Exchange Rates for Thursday 17th May 2012

The Euro remains under pressure ahead of expected bullish US data

The Euro is in for a big day today as the single currency looks under pressure once again with a key data release from the US expected to twist the knife in deeper. The problem for the Euro is one of perception. The troubles in Ireland, Greek debt and other peripheral economies trying to tackle large fiscal deficits have dominated the markets despite the strength of the German economy.

Indeed, yesterday's release of phenomenally strong German manufacturing new orders for November did nothing to improve investor sentiment. The surge in orders was driven from foreign demand, demonstrating that at least the German economy is performing well.

Even so, the Euro suffered again against Sterling and the US Dollar, falling below 84p (above £/€ 1.19) against Sterling and plummeting to the lowest level against the US Dollar since September 2010 at €/$ 1.2960.

Sterling also fell against the US Dollar, slipping below £/$ 1.55, following a disappointing purchasing manager index (PMI) from the UK services industries. The actual figure came out at 49.7 for December, down by 3.3 points from November, which is the first time since April 2009 that services PMI has contracted.

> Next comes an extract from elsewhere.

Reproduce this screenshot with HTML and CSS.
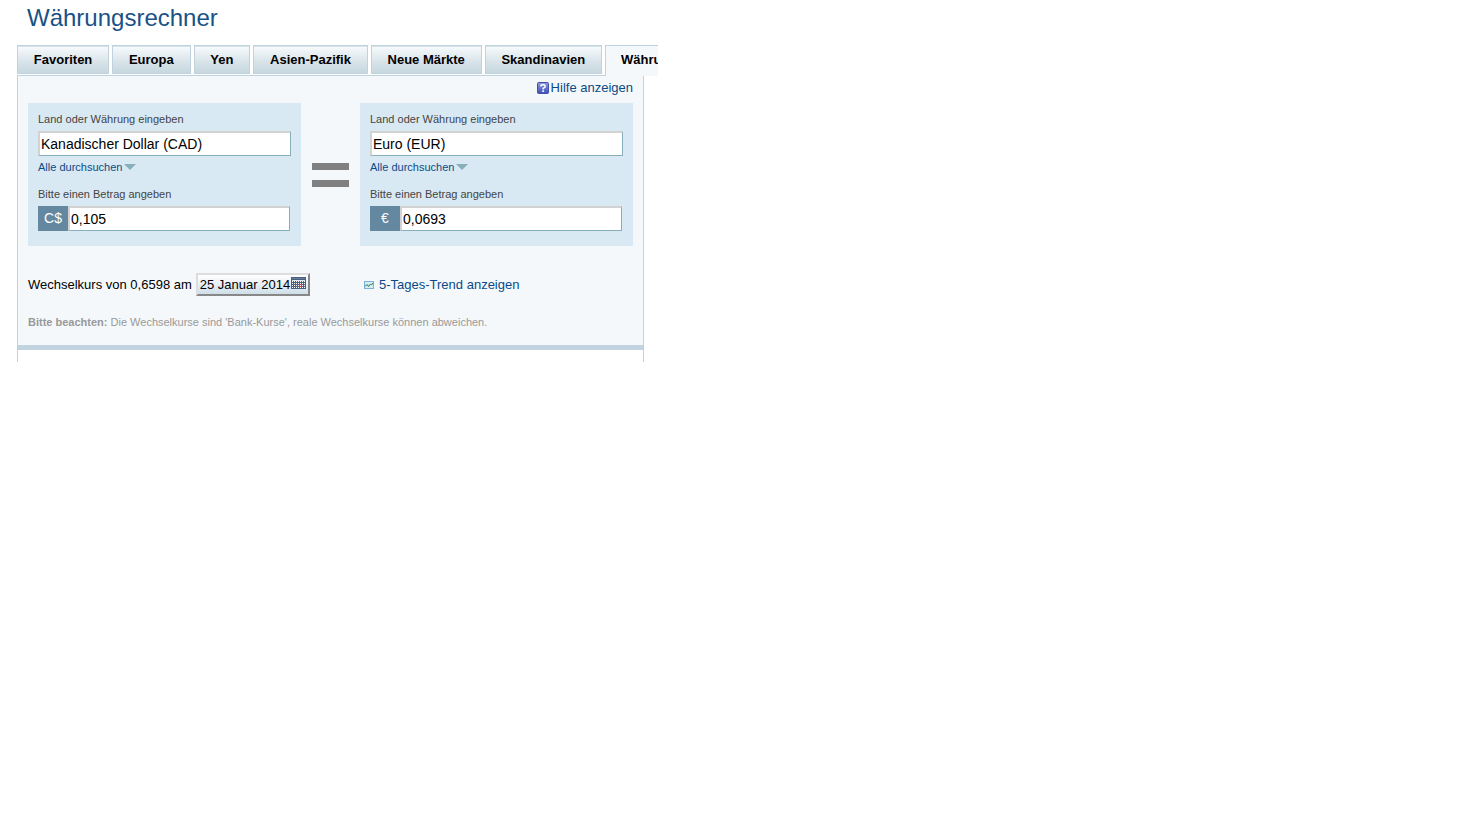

The combined PMI's (manufacturing, construction and services) show that UK gross domestic product would have lost roughly 0.3% from the third quarter of 2010. This aneamic growth may lead to speculation over a second recession and ultimately suggestions that the Bank of England will need to extend quantitative easing further.

Today we get an employment update from the Eurozone and also Eurozone third quarter GDP however, it is US December non-farm payrolls today that is expected to keep the pressure on the Euro.

Forecasts suggest a number in the region of 175,000 net jobs being created. If that is accurate, it could prompt a further move lower in €/$ and close to recent lows of the current trading range.